E poi continua, nel commentare il XV Rapporto sulla condizione occupazionale dei laureati, dicendo che la recessione non può essere un alibi: “L’Italia investe pochissimo sull’istruzione. E lo studio sarebbe l’ultima cosa da tagliare, soprattutto in un periodo in crisi”. “Quando il raccolto va male il contadino risparmia su tutto, ma non sulla semina”.
Tuttavia, dice Cemmelli, “studiare conviene sempre. I laureati hanno una probabilità di occupazione superiore del 12 per cento rispetto ai diplomati, insieme a salari a più alti. La disoccupazione cresce anche per loro, ma meno degli altri. Senza contare che – dopo le difficoltà di inserimento – nell’arco dell’intera vita lavorativa la laurea garantisce una posizione migliore, con retribuzioni superiori del 50 per l’anno.”
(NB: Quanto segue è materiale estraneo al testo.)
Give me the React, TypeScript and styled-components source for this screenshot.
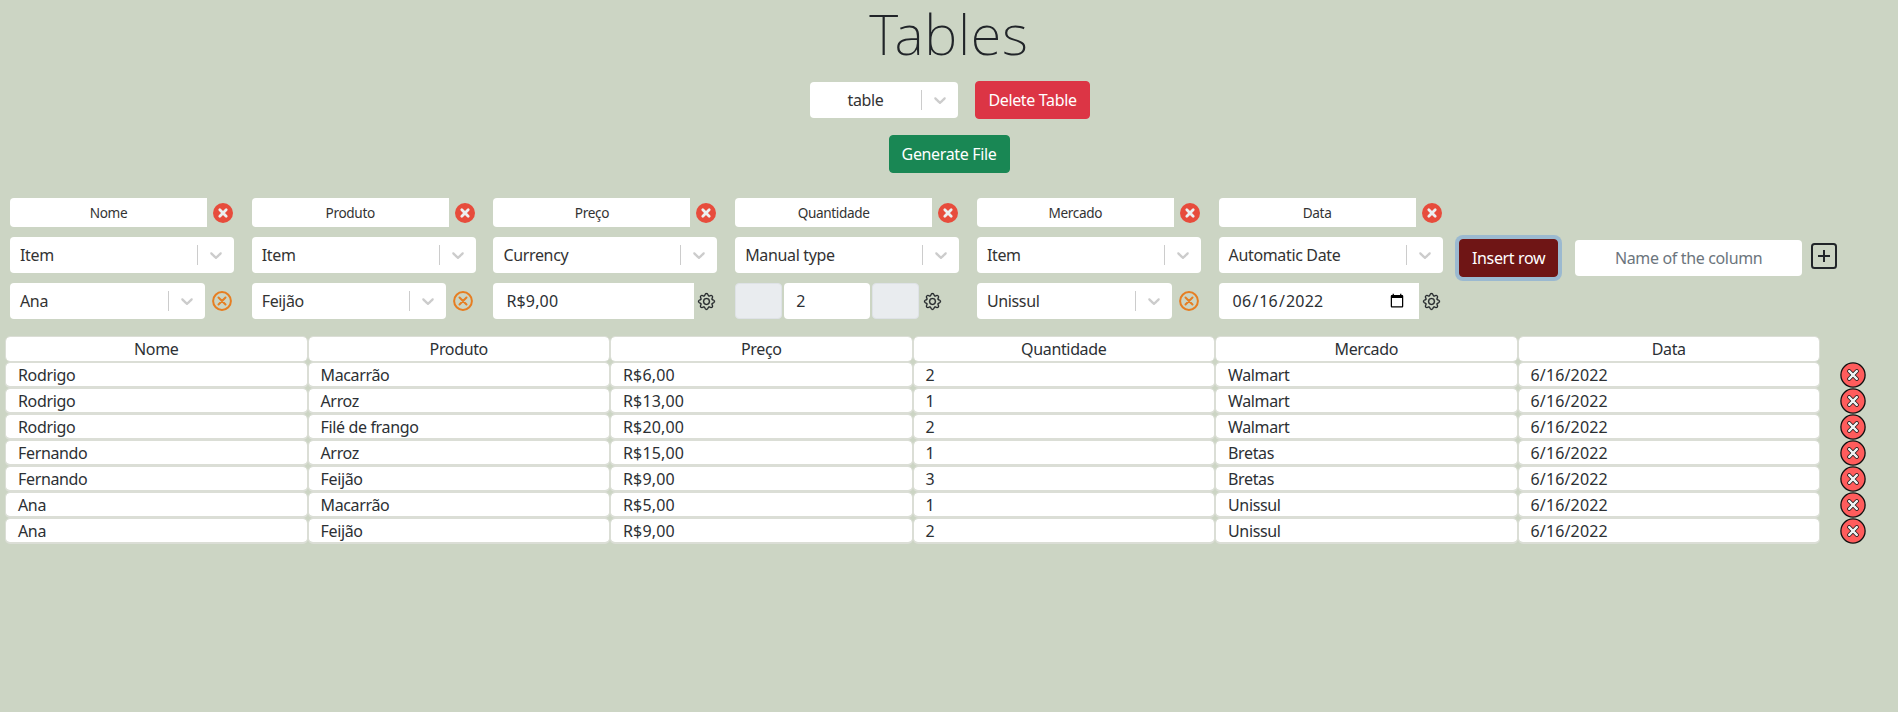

Anche se, aggiunge Cammelli, “le stime sulle assunzioni restano deboli. La propensione delle aziende ad assumere laureati è stata del 14,5 per cento nel 2012 (dati Unioncamere-Excelsior). Non è lo stesso per tutte le imprese: le piccole prendono pochissimi laureati, che crescono nelle realtà più grandi. Non a caso, sono le aziende ad alta innovazione che chiamano lavoratori con elevato titolo di studio.” Un aspetto significativo riguarda il fatto che “in Italia i manager laureati sono il 15 per cento del totale, contro il 44 per cento della media della Ue-27. Al contrario i dirigenti che hanno fatto solo la scuola dell’obbligo sono trentasette su cento, contro i sedici della media europea. La scarsa formazione dei nostri imprenditori è una questione reale: la stragrande maggioranza dei dirigenti ha un titolo di studio inferiore alla laurea, soprattutto nel tessuto produttivo italiano dominato da piccole e medie imprese. Così si innesca un effetto a catena: è difficile che un datore di lavoro senza laurea assuma laureati. E si annullano i possibili vantaggi di avere laureati, come, per esempio, il contributo di internazionalizzazione attraverso la conoscenza delle lingue.” Importante è comunque, dice il direttore di Almalaurea, frequentare stage che sono fondamentali per trovare lavoro. “Lo dicono i numeri: chi lo mette in curriculum ha il 12 per cento di possibilità in più di trovare lavoro rispetto agli altri, a parità di condizioni. Per stage, ovviamente, non intendo stare in azienda davanti a una fotocopiatrice, ma iniziare ad imparare un lavoro di qualità. L’esperienza collaborativa durante gli studi è talmente importante che va resa obbligatoria.”
Ma per rilanciare l’università, avverte Cammelli “la politica deve puntare di più sull’istruzione, attualmente il Paese investe nella ricerca poco più dell’1 per cento del Pil. Oggi su cento ragazzi di diciannove anni solo trenta si iscrivono all’università, ovvero settanta potenziali laureati vengono persi per strada. E’ una questione di selezione di classe: le famiglie meno abbienti sono costrette a rinunciare a far studiare i figli. Da una parte il calo delle iscrizioni rispecchia il calo demografico, dall’altra è proprio una questione di povertà. Per questo bisogna investire subito.”